>> START
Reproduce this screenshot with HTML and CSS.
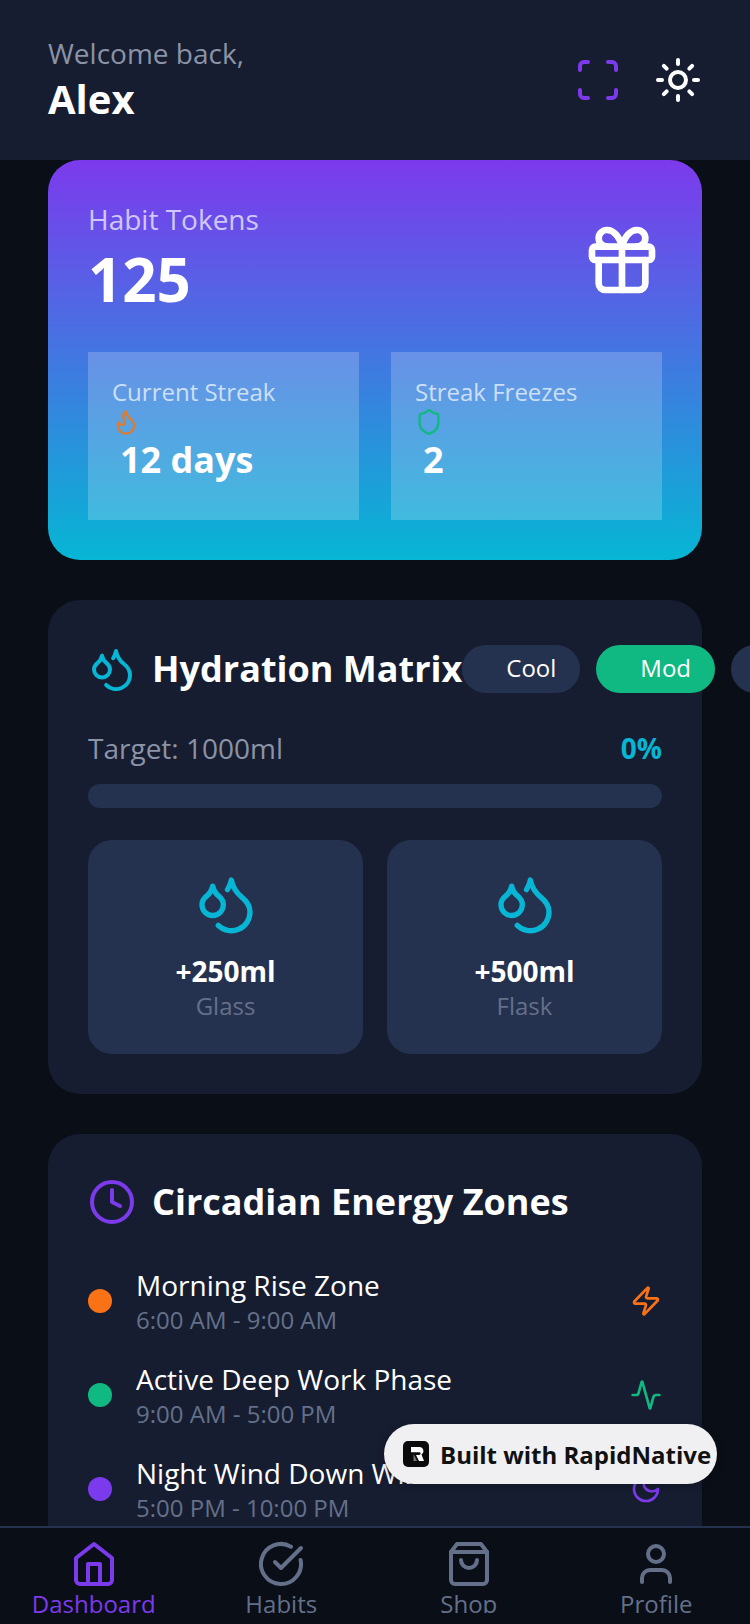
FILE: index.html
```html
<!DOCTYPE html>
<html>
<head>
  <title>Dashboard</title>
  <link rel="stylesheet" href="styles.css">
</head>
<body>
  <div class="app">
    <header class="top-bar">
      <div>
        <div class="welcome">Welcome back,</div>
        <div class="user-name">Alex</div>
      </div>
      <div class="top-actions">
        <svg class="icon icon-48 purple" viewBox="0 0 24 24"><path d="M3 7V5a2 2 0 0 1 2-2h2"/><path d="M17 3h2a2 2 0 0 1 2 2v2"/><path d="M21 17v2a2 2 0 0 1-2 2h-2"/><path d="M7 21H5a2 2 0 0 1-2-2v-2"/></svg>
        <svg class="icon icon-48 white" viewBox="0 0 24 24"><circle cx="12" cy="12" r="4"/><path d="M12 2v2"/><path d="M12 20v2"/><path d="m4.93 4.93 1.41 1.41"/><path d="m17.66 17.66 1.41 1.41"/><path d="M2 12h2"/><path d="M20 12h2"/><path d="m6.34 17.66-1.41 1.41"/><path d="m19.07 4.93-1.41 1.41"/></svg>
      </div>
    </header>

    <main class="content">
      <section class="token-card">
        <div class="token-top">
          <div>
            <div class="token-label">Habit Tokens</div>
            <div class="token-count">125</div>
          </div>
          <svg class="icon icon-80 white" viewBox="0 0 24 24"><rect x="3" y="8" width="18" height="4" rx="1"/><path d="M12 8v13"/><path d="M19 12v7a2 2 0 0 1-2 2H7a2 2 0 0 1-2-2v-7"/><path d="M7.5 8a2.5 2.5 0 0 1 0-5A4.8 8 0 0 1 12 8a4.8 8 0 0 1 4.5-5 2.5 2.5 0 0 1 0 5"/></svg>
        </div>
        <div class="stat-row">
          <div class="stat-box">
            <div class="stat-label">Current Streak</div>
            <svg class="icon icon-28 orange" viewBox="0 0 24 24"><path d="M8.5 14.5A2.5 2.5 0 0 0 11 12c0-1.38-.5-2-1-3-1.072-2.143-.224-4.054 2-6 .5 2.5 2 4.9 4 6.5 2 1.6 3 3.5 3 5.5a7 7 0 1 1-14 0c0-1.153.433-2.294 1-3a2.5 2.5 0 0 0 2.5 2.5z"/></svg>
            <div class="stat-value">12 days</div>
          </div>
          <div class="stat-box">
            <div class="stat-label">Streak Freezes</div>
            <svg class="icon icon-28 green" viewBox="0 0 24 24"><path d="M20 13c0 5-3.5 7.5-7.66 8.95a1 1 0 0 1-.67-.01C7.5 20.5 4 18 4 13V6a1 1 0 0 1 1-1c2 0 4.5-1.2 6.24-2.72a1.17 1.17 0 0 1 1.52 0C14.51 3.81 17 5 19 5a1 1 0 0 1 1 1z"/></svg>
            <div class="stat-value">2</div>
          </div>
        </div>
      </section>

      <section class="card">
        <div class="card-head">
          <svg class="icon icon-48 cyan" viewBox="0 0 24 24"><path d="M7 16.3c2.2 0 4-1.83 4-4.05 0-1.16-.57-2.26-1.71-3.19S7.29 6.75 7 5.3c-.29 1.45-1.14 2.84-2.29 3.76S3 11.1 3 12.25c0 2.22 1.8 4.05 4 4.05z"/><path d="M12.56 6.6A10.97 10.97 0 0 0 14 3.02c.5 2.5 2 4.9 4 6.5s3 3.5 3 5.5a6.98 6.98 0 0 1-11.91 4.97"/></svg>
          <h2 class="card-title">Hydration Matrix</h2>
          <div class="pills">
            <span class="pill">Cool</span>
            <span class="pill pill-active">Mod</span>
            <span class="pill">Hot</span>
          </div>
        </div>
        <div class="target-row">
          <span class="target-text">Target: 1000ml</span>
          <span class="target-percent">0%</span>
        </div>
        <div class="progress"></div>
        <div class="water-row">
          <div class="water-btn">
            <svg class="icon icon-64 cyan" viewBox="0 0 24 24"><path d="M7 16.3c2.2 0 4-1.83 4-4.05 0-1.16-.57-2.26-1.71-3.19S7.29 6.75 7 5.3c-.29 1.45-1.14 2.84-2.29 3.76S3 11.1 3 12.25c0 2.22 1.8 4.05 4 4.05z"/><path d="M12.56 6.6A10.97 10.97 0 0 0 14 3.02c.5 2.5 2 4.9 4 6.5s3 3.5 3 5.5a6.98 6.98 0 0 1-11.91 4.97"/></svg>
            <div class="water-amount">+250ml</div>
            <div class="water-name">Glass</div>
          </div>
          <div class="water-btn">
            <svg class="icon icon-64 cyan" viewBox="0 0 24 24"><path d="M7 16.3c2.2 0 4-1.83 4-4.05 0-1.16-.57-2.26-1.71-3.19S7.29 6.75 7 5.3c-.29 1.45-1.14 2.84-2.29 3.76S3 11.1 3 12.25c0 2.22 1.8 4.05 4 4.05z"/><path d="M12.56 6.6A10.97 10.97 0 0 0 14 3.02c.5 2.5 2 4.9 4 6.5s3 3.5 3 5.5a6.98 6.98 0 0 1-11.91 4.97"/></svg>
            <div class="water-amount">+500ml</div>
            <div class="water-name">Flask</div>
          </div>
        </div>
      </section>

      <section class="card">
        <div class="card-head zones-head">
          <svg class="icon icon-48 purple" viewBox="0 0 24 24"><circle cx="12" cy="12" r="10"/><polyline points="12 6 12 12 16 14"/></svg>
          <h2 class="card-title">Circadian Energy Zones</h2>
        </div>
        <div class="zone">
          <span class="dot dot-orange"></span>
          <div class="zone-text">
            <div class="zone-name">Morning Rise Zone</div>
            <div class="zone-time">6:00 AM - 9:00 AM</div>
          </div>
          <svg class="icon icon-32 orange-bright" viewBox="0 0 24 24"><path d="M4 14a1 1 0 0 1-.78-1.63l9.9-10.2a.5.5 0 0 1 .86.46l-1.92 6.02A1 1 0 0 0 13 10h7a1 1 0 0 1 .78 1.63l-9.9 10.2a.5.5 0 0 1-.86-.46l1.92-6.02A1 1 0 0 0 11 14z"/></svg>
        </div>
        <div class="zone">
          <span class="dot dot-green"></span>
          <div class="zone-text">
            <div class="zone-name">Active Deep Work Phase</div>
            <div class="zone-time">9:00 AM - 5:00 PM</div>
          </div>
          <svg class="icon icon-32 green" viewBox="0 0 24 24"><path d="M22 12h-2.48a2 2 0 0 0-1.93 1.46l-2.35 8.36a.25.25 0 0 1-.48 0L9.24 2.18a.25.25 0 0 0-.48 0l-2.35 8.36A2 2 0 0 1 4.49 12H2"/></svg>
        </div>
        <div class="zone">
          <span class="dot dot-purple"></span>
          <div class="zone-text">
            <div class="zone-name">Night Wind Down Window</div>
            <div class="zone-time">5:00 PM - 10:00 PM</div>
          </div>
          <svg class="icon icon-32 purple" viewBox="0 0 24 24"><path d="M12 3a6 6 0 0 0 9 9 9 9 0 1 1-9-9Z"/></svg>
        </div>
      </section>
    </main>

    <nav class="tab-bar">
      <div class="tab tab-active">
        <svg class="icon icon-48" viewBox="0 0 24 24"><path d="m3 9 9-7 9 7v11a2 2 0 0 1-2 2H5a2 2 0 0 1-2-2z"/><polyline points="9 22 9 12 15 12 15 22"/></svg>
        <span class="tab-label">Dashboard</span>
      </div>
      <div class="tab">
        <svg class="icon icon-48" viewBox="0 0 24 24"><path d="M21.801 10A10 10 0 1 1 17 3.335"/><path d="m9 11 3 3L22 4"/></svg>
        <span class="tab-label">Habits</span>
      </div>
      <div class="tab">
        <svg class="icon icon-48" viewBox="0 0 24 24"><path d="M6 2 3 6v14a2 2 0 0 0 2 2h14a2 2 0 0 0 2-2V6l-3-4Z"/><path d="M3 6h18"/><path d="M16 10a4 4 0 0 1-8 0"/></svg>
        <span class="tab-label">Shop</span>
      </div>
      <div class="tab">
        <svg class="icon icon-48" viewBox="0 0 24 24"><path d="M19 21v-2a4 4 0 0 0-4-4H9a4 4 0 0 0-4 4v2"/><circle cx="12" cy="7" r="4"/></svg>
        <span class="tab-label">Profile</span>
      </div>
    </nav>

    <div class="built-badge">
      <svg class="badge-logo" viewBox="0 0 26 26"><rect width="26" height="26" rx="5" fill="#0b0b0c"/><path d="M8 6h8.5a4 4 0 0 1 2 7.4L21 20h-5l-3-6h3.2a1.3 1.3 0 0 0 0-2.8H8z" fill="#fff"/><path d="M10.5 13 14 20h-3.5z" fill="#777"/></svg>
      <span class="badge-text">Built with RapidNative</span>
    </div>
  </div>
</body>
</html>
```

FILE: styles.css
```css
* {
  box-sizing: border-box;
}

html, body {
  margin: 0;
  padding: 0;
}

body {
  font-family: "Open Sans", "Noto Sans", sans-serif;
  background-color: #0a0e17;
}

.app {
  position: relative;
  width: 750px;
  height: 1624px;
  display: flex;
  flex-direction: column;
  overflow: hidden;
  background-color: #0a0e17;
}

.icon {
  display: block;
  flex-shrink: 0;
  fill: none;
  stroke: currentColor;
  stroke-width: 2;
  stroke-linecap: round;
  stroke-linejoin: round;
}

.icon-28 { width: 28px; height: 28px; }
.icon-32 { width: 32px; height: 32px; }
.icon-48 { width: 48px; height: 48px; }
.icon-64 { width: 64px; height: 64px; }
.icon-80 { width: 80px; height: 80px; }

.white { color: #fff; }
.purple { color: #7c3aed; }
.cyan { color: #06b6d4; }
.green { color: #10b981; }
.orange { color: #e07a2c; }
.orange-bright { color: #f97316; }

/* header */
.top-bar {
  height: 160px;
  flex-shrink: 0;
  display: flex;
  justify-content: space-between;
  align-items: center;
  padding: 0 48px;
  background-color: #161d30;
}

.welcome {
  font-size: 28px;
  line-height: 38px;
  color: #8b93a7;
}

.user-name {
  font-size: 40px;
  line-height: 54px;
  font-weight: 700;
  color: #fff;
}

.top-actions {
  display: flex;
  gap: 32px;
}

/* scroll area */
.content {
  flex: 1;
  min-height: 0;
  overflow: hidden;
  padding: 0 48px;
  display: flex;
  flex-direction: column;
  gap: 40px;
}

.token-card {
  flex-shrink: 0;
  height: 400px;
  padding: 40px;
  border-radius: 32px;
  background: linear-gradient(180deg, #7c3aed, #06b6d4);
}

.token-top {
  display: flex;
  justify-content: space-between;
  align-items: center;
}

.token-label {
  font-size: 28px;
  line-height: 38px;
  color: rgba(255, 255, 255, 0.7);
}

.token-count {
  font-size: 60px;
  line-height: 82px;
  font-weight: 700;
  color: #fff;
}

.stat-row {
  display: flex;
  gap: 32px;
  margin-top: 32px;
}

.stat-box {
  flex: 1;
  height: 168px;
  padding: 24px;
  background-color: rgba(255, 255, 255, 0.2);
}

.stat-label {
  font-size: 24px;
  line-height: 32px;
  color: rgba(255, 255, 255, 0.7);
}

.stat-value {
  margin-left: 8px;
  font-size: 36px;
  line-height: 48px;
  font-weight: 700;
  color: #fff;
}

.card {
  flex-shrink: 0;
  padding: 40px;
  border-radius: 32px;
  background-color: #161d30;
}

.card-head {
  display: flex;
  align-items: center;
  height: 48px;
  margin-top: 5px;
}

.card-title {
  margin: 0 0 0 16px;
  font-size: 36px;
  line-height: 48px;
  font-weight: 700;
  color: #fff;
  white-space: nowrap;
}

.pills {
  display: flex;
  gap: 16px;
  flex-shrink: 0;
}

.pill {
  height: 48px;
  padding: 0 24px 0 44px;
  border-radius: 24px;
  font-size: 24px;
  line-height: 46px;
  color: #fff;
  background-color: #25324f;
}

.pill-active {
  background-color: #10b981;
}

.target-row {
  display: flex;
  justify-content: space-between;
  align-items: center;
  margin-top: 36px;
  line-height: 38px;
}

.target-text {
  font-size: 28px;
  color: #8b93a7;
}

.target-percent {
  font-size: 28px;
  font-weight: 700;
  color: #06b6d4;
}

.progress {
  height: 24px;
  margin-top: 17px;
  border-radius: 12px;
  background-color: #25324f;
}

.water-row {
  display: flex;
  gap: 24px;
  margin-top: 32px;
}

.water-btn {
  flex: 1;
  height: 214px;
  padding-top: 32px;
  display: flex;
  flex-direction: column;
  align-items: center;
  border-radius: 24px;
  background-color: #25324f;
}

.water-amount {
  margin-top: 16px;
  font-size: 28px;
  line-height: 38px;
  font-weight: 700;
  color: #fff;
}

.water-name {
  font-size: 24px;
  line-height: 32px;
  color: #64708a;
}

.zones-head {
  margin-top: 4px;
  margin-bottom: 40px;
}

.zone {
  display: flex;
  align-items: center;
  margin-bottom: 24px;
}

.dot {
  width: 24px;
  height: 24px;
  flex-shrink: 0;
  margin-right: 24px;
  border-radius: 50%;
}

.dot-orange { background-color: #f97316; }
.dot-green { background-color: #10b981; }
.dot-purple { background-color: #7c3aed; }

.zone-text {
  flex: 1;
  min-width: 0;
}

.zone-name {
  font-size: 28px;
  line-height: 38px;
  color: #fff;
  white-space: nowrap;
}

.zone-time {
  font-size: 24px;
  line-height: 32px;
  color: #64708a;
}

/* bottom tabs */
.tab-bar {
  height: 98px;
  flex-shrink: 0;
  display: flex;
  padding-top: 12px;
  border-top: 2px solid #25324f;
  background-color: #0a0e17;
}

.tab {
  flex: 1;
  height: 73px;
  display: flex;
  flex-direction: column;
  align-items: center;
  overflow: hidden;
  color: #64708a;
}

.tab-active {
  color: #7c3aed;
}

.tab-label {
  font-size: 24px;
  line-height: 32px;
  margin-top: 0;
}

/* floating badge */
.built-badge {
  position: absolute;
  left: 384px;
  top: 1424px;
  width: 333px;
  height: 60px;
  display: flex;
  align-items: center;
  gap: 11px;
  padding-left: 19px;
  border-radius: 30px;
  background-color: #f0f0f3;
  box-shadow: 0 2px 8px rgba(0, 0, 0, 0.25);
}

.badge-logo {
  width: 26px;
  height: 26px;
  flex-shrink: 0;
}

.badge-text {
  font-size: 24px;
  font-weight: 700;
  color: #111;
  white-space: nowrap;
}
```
>> END
*Goal*:
Return from the data every line that holds "with".

*Answer in full*:
Reproduce this screenshot with HTML and CSS.
      <span class="badge-text">Built with RapidNative</span>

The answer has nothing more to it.